Your perspective interviewees may have been children during the topic they choose to discuss. Childhood memories about the Great Depression, World War II, and the Cold War are still vivid to many a grandparent. Did those eras change their lives and how their families lived? How were they changed?
Are you at Palo Alto College to follow in your grandfather's or grandmother's career footsteps?
Are you training for a job in being a railroad employee, telegraph operator, cobbler,
blacksmith, watchmaker, switchboard operator, milkman, glovecutter or a pecan sheller? Probably not. All of
those jobs are rapidly becoming
vanishing occupations. Millions of twentieth century Americans today earned their
living in
occupations that don't exist anymore. Many retired individuals, who worked those jobs,
live among us in the community. They have a story to tell us about a bygone era of work. You may
decide to interview a butcher, a baker, or a candlestick maker. How many vanishing occupations
can you name?
In recent years, there has been a push to internationalize the curriculum. We are told Americans know little about the rest of the world. At the same time, local history is ignored. The students of Mr. Robert Hines's Small-Town Texas History Projects provide a neglected voice from our rural American past. Do you know someone who grew up in a small Texas town? What new light can s/he shed on life in Texas? And let us not forget, the city where Palo Alto College is located- San Antonio. Many a grandparent was born, raised, and lived their entire life in San Antonio. What can you learn from them about growing up in San Antonio?
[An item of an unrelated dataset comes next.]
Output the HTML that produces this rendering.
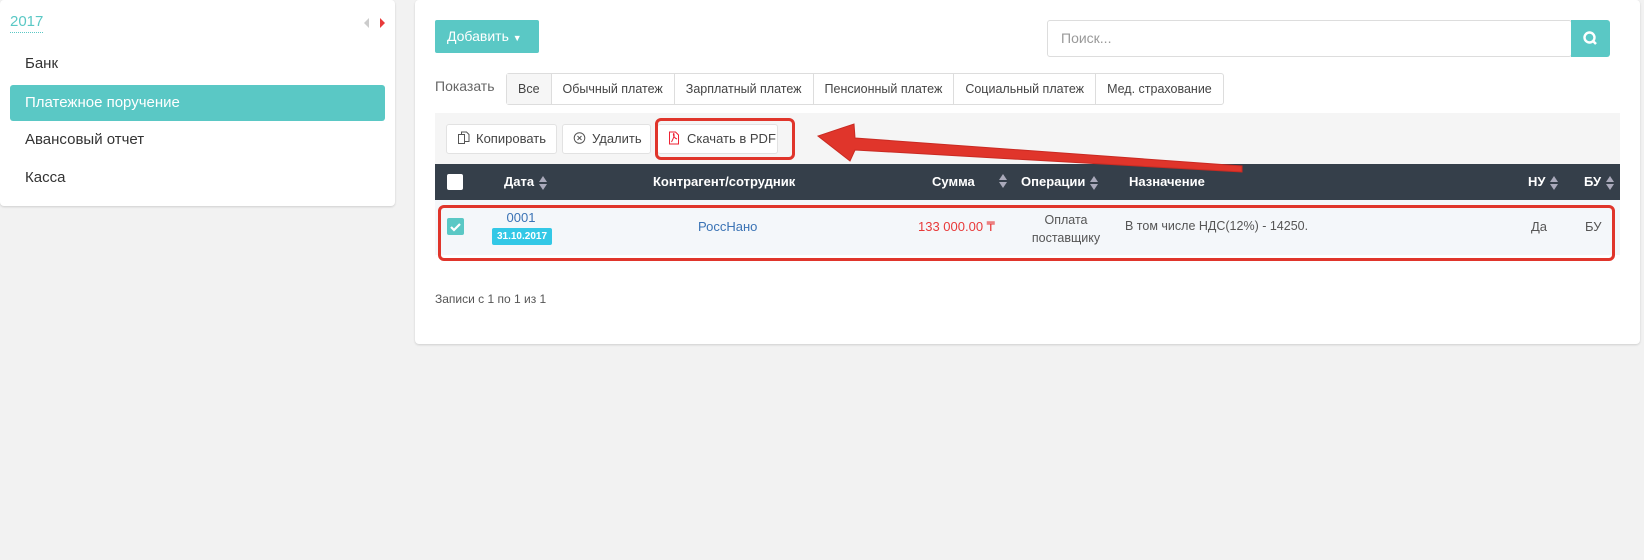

There are many oral history subject choices. Inform your perspective interviewee about the various topics available, and ask which one s/he would like to share stories with you about that past. Time is fleeting. When an old person dies, a library burns down. Lets harvest the past from our elders.
They have much to teach us.
STEP-BY-STEP INSTRUCTIONS
- Bring a labeled USB port to class.
- Select an Individual over the age of fifty-five to interview. The person must agree to be
recorded (audiotaped &/or videotaped) and allow the interview to be shared with your classmates
& future Palo Alto students.
- Discuss and decide with your perspective interviewee what will be the focus of the interview. (e.g. immigration, growing up in San Antonio, Great Depression, vanishing occupation...)
- Set a time and place for your interview
- Submit a page biographical paper on your interviewee including information his/her full name
(maiden
surname for women too), date of birth, names of parents, number of siblings, where born and raised,
places lived, educational level achieved, occupations performed, if married- full name of spouse,
when and where married, number of children, and other items of interest regarding religious and
political affiliation, socio-economic status, military status, hobbies, and the interviewee's connection
to the topic and to YOU (e.g. relative, friend, neighbor, colleague...).
- Research the topic of the interview
- Submit an annotated bibliography with a minimum of five sources
- A fine resource for Texas history, culture, and geography is The Handbook of Texas Online.
- Collect photographs and/or documents from the person
- Create a minimum of twenty questions relevant to the interview topic. (One of your last questions must be- Is there anything else you would like to add?)
- Interview the person
- Have the person sign the
Interview Agreement Release Form
- Transcribe the interview
- Make a mimimum of FIVE links to your interview on the USB port
- Submit an analysis of the interview. Answer these questions:
-What did you learn from doing this interview?
-What were the most important points made in this interview?
-What did you learn about your interviewee that you did not know before?
-How did the interviewee express her/his feelings- not only in what was said, but how it was said?
-What did these stories teach me about the topic?
-How did you attempt to verify the stories told to you?
-What are the benefits and drawbacks of
learning about the past through the interview process?
-Overall, is this an effective way about learning about the past? why/why not?
- Place all the information on to your USB port in HTML format
- Present your Oral History Project to your classmates (minimum 10 minutes). Click here for: Classmate Evaluation Form
- Review your classmates' evaluation forms of your Oral History and make the appropriate corrections
on to the disk
- Submit the USB port, the classmate evaluation forms, and the Interview Agreement Release
Form to the instructor
- Relax
How to Operate the Oral History Template
HTML Codes / Tags Chart and
HTML True Color Chart
Getting on Notepad
- Insert your Floppy Disk in the A Drive
- Click on Start
- Go to All Programs > Accessories
- Go to Notepad and click
- Click on File
- Cilck Open
- Change My Documents to 3 1/2 Floppy (A:)
- Change File of Type: to All Files
- Double Click on OHTemplate
- Maximize OHTemplate
For each change you make on the Template, SAVE ALL WORK ON THE NOTEPAD.
Using the Browser
- Click on a Browser
- Click on File
- Click on Open
- Click on Browse
- Change My Documents to 3 1/2 Floppy (A:)
- Double Click on OHTemplate
- Click on OK
For each change you make on the Template, REFRESH ON THE BROWSER.